■ **Supplied material**:
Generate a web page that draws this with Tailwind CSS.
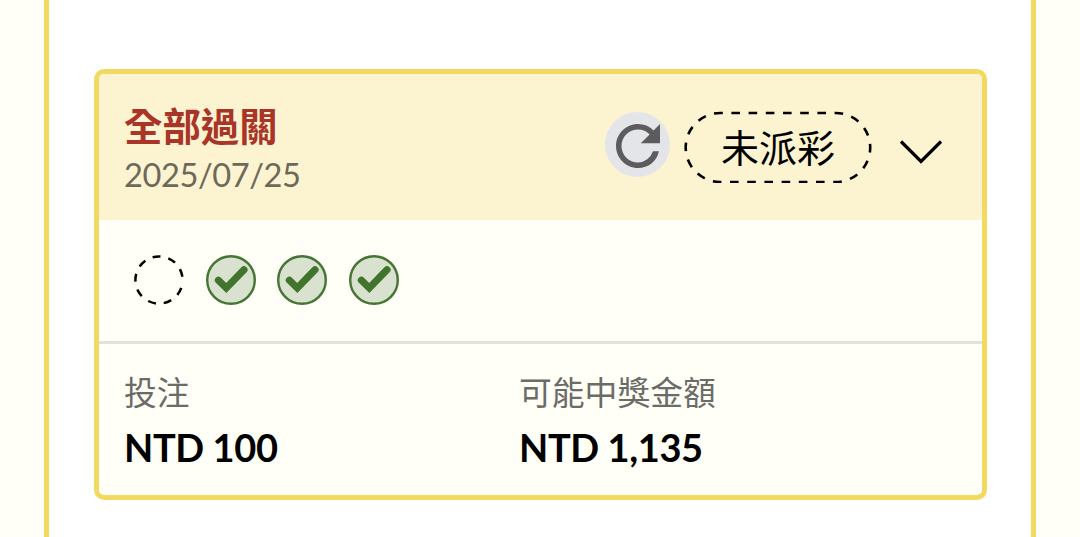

...

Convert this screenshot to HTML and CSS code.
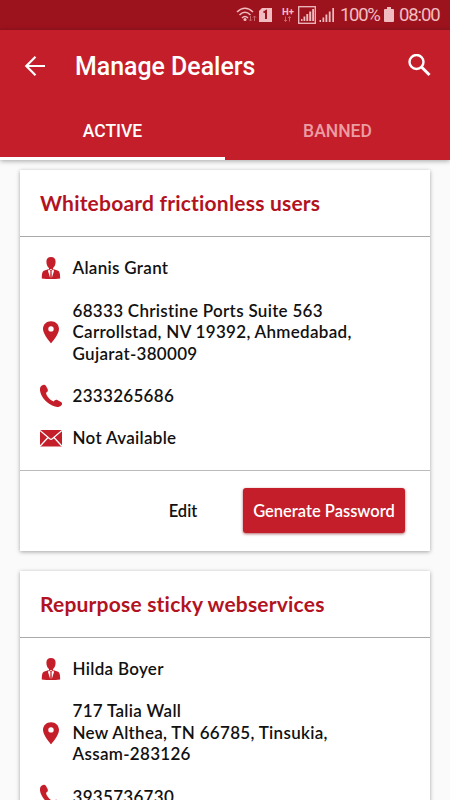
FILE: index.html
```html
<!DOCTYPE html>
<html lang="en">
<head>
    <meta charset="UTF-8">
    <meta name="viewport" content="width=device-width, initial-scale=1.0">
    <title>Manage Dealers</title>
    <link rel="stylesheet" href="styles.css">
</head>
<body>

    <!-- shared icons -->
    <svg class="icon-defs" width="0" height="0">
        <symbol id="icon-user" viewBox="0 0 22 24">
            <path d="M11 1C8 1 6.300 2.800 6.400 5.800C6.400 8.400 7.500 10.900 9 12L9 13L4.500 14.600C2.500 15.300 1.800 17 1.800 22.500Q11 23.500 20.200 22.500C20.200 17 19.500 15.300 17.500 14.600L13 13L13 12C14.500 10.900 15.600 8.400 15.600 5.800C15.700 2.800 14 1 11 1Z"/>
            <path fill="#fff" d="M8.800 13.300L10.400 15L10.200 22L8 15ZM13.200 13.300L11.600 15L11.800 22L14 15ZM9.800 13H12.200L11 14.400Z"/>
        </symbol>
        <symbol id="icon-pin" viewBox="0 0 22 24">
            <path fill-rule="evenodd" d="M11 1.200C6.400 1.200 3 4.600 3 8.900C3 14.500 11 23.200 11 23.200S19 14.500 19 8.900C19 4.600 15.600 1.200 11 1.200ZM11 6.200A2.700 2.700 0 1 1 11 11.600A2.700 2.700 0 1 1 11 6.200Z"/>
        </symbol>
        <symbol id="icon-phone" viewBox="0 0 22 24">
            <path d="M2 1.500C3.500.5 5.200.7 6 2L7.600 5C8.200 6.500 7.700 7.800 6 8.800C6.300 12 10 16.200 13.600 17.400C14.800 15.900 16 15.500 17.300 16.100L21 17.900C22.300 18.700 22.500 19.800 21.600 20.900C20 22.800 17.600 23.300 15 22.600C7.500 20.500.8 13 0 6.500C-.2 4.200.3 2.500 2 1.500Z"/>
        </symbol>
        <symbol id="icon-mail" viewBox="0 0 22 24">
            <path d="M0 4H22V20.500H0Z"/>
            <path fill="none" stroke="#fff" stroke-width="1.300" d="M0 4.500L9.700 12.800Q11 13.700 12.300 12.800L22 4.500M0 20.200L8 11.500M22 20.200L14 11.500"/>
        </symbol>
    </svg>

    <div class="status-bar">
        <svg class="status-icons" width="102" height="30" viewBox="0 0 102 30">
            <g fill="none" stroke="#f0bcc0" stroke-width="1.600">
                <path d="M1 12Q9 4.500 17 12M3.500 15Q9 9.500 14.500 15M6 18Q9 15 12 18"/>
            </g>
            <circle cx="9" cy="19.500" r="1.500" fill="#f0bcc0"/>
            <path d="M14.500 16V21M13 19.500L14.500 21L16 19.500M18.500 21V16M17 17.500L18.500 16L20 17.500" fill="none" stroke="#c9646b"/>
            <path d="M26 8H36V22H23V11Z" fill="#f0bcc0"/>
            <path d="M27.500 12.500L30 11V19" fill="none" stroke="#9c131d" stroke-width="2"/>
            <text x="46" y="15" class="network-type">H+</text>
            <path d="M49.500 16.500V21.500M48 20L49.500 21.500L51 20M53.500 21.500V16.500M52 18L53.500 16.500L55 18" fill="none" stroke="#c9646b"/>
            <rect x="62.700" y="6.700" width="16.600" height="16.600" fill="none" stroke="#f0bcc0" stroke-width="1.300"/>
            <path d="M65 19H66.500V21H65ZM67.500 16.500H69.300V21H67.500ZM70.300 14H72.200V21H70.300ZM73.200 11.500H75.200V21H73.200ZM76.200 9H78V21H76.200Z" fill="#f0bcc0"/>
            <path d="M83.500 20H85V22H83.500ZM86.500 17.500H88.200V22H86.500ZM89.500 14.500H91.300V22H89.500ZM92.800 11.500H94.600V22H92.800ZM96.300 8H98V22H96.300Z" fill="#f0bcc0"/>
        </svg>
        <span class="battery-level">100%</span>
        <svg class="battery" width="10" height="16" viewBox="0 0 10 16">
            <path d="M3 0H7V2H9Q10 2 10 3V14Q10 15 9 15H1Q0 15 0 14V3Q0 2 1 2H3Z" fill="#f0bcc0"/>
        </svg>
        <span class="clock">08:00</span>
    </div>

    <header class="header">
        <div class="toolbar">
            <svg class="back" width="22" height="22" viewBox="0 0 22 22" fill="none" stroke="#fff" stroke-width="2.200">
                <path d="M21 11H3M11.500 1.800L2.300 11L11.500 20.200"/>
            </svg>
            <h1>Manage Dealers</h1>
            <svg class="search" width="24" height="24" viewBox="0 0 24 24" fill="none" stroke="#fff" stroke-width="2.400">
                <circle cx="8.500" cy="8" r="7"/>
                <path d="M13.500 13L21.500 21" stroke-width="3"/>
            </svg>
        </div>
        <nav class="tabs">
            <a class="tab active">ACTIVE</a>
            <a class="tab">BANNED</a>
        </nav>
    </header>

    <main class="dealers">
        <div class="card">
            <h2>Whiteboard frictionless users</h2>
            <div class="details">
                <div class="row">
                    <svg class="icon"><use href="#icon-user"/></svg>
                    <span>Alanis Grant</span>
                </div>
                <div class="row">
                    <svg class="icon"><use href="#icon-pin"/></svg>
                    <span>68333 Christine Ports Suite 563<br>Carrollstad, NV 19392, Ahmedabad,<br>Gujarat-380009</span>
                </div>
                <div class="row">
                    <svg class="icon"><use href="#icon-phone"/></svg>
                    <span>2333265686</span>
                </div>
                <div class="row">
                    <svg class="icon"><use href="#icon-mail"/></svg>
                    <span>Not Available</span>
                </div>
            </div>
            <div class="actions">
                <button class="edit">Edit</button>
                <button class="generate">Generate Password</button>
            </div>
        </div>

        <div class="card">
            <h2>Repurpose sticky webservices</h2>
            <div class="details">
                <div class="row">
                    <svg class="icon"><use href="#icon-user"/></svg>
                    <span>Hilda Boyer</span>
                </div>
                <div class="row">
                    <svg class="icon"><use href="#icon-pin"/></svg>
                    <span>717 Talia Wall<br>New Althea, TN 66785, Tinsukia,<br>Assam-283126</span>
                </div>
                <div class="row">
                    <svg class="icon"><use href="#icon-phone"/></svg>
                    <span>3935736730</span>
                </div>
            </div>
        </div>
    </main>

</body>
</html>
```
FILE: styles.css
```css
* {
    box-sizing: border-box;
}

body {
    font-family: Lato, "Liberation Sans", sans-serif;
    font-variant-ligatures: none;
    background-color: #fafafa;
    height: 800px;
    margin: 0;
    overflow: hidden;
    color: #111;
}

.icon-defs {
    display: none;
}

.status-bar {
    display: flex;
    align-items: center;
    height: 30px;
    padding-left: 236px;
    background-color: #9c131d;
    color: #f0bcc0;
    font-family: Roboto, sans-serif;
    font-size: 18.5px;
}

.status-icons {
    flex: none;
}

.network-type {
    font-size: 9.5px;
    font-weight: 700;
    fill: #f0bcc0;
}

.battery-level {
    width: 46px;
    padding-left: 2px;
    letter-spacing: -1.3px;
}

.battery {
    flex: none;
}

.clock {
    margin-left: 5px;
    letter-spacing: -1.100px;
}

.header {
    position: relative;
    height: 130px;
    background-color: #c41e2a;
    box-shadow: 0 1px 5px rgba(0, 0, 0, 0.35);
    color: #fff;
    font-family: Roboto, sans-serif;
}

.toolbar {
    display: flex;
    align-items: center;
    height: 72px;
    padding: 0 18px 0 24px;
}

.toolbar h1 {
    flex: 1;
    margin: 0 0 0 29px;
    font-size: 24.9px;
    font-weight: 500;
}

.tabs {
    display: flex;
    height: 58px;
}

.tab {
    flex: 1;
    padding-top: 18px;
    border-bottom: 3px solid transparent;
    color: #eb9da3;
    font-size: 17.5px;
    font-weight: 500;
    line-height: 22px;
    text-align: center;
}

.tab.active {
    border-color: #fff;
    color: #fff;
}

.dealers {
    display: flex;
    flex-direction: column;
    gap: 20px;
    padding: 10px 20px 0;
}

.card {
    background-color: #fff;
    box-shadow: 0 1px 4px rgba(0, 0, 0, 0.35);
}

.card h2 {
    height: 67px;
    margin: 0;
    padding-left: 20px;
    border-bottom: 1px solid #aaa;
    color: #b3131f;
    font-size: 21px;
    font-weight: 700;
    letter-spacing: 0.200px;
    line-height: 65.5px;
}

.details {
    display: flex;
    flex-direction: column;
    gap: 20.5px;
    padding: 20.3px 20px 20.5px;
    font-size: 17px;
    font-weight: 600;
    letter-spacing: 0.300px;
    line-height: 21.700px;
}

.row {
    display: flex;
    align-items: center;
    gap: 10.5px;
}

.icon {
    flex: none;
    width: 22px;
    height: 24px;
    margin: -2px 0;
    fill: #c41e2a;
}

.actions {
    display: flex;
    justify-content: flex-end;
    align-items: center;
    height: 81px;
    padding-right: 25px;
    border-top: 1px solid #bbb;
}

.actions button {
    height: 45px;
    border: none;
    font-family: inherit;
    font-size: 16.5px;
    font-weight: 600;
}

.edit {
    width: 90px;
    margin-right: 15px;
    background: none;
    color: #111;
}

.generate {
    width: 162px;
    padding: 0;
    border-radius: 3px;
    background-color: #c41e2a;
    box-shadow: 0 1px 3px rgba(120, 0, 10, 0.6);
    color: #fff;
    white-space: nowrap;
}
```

■ **Exercise task**: Look through the data above. Copy every line with the string "this" in it.

■ **Full response**:
Generate a web page that draws this with Tailwind CSS.
Convert this screenshot to HTML and CSS code.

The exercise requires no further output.